How does Parabolic SAR differ from other trend indicators?
The Parabolic SAR specifically focuses on pinpointing potential stop and reverse points, making it distinct from other trend indicators that may emphasize different aspects like momentum or volatility. Unlike moving averages that smooth price data to identify trends, Parabolic SAR places dots above or below the price to indicate potential reversal points, providing clear entry and exit signals based on trend changes.
Can Parabolic SAR be used for all types of trading instruments?
Yes, Parabolic SAR can be applied to various trading instruments, including stocks, forex, commodities, and cryptocurrencies. However, its effectiveness may vary based on the market’s volatility and trend strength. In highly volatile or choppy markets, Parabolic SAR may generate more false signals, so combining it with other indicators is recommended to enhance accuracy across different asset classes.
What timeframe is best for using Parabolic SAR?
The best timeframe for using Parabolic SAR depends on your trading style. Shorter timeframes like 5-minute or 15-minute charts are suitable for day traders looking to capitalize on quick price movements. Medium timeframes, such as hourly charts, cater to swing traders seeking to capture medium-term trends. Longer timeframes like daily or weekly charts are better for position traders aiming to hold trades over extended periods. It’s essential to align the timeframe with your trading strategy and risk tolerance.

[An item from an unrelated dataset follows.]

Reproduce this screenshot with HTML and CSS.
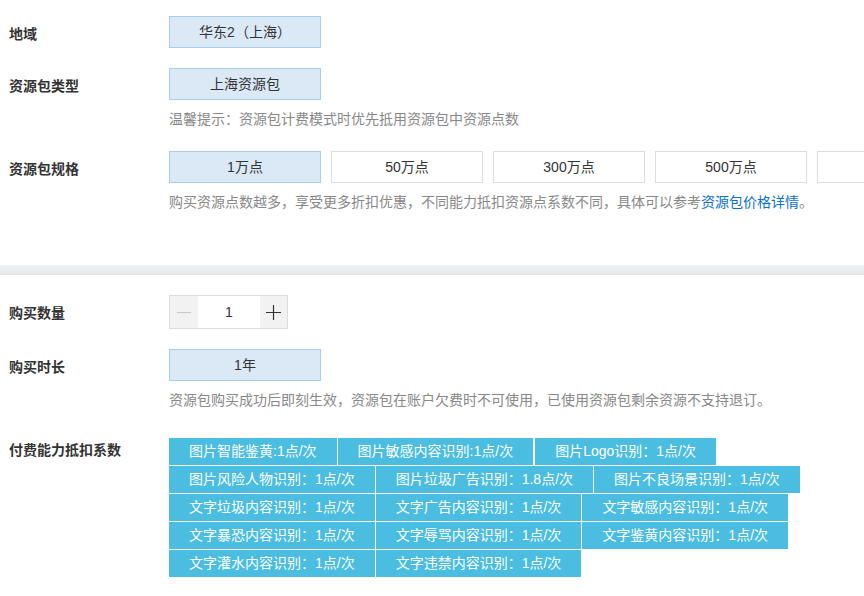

How can I adjust Parabolic SAR settings for different market conditions?
You can customize the Parabolic SAR settings by adjusting the acceleration factor and maximum step. In trending markets, increasing the acceleration factor can make the indicator more responsive to price changes, while in ranging markets, decreasing it can reduce false signals. Always backtest different settings to find the optimal configuration for specific market conditions.
Is it better to use Parabolic SAR on its own or with other indicators?
While the Parabolic SAR is a valuable tool for identifying trends and reversals, using it in conjunction with other indicators like Moving Averages, RSI, ADX, or MACD can significantly enhance its effectiveness. Combining indicators provides multiple layers of confirmation, reducing the likelihood of false signals and increasing the reliability of your trading decisions.